Where there are only painful stones.

 

I don’t know what to do. 

I want to lie down,

But all I doing is walking, walking, walking…..

 

PS: I am sorry to be away from all of you. I will be back to all your posts very soon. I will. I am just a little screwed up right now.

Helpless.

I feel helpless today.

So helpless,

As helpless as I haven’t felt in a long time.

As helpless, as I think I can never feel.

The epitome of helplessness.

And yet, I feel this can go on,

On and on for quite a while.

And yet I feel that I can feel even more helpless.

But what could be more than this, I wonder?

Because, this what I feel today, is beyond my ways of expressions.

This what I feel today is beyond my perception,

This is beyond me.

And yet I know not, what to do. And yet I know not how much more helpless can I feel.

Because this feels more than enough,

More than what I thought I could take.

 

I thought I am doing my best

But even the best seems less than the best.

Nothing seems to be working,

Everything keeps coming,

And I feel helpless.

 

I thought I could take it,

I thought I could do something,

But now, depite all the efforts,

I feel helpless.

 

I feel as helpless as I would have felt in

Drowning into that ocean,

Without knowing how to swim.

When You Just Cannot Breathe!

I was strangled. A rope tied around my neck, the grip was getting tighter by the second, and my eyes were widening with the same force. Beads of sweat rolled from my forehead, to the corners of my cheeks, towards the chin falling onto my breasts, mingling with the musk beneath.

 

I tried to free my hands, my legs, but all I could do was to sway in motion on the floor, wriggling like a paralyzed dog. Then came the panic attack and I couldn’t breathe, I thought it was just an attack out of fear, but no I couldn’t breathe any more. My mouth was trying to tear through the duct tape- in vain kissing it. My eyesight was simply wading, I could barely see any more. People were coming in, finally coming in view, but just at that very moment my eyes gave in, my senses were crumbling. Legs were moving in front of me, I could see through the watery eyes, despite the blazing fury. I could listen to their heartfelt laughter, despite the wringing noise in my ears.

I kicked one last time, in vain.

I gripped my hands with the fingers through the rope, in vain.

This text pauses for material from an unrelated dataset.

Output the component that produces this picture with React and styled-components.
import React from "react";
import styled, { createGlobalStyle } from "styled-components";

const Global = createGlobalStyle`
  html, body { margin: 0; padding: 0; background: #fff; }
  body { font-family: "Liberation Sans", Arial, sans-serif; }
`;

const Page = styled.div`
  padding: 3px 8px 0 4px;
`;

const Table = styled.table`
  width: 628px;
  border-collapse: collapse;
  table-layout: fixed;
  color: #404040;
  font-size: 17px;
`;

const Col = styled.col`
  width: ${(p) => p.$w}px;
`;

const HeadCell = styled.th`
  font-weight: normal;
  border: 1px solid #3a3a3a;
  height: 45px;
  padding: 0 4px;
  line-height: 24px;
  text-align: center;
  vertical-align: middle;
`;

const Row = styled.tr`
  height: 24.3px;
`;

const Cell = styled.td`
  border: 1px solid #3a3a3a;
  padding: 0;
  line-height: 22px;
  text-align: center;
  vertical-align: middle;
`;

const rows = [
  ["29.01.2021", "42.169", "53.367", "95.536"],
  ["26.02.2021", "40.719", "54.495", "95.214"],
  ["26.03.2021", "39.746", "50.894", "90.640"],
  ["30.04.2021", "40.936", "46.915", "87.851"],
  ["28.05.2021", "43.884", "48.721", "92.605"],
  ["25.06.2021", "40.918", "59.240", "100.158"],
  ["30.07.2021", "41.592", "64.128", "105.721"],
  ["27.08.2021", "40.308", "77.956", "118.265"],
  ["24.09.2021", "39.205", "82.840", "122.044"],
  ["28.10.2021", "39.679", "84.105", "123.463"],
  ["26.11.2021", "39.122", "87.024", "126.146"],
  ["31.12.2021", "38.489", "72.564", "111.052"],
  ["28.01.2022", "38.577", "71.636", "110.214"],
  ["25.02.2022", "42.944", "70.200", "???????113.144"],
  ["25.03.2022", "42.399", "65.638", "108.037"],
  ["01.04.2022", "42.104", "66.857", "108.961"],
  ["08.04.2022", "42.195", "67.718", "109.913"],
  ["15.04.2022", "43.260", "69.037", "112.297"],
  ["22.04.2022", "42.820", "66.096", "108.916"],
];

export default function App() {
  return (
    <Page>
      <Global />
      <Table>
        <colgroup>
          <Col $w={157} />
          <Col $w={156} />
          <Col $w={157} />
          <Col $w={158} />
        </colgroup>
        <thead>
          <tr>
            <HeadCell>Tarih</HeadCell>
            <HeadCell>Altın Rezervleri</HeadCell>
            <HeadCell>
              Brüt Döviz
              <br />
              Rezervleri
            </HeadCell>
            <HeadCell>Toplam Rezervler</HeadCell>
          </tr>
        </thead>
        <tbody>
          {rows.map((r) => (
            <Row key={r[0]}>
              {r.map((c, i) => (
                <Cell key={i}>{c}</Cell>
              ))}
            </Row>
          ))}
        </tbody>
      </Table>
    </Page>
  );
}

I stomped, wriggled, in vain.

I craned my neck, in vain.

I breathed the last sigh, trying to relieve the pain, but in vain.

I strained to see, but all in vain.

I shut my eyes, falling deep, deep into the oceans of nothingness, uncertainty.

I was so choked up, I just couldn’t breathe, I lost all hope, surrendering to that uncertainty.

And just then I woke up, finally breathing again.

Waking Up With A Smile.

I woke up with a smile today!! Yeah, I was as surprised. Just before I was coming back to consciousness, bidding good bye to my unconscious or absolute unconscious, there was a light shy smile on my face. Yes, I could feel it all, almost know why I was smiling too. But just then I woke up and realized that I was smiling. How was it possibly even true? I barely smile awake, I mean to say, I laugh, a lot, but smiling is different to me and there I was smiling pretty smiles in my dreams, in my sleep. And just then fear gripped me for smiling and I stopped immediately and came back to reality. I woke up.

 

But it would be good if I could remember exactly why I was smiling about, what was so good, even if in my dreams that made me smile. Why couldn’t I have it in reality? What was it in my dreams? Why was it in my dreams? What was so fulfilling? Why did I forget it? I sure remember all the nightmares, so accurately, so precisely then why couldn’t I remember the one dream that I want to remember!!

“They”

 

They say

I didn’t fight enough

They don’t know

How my body aches

How my body has

Lost the feeling to

Feel the pain.

 

They say

I didn’t raise my voice enough

They don’t know

How my throat itches

How my voice has

Completely lost the feeling to

Feel the voice.

 

They say

I did not repulse

I did not revolt

They say the fault

Is mine.

 

I can’t blame anyone

They say

That I was wrong

And they were right

They were strong

And I was weak.

 

They say

My demeanor should be composed

My anger should be subsumed

They say

It is not a big thing

It is just a passing fling.

 

They say

I am the devil

I am my own fall

They say

I am the ill

I am the cause.

 

They say

I didn’t fight enough

They say

I didn’t raise my voice enough

They don’t know

My lungs gave way

Screaming into void

They don’t know

That my armor

Rests in peace

Fighting for my life.

Yet they say

I didn’t revolt

Yet they say

I was wrong and they

Were strong

They don’t know

That my blood

Distanced itself from my heart

They don’t know

That my soul embittered

On my body.

 

These “they”

Who are they?

Who are they

To make me the evil

Who are they

To judge me

For being the devil?

 

They don’t know me

Let alone my soul

They can’t judge me

Unless they can tell me

That they have fought

More than me

That they have

Screamed

Longer than me.

 

They don’t know me

They don’t know my battle

And yet,

“They” say….

 

*

I still refrain to even believe in my rarest imaginations that I am anywhere near being a poet, despite all your comments on my previous posts. So, again I call this a vain attempt to try and write in as limited words as possible, and to express as far and as truthfully I can.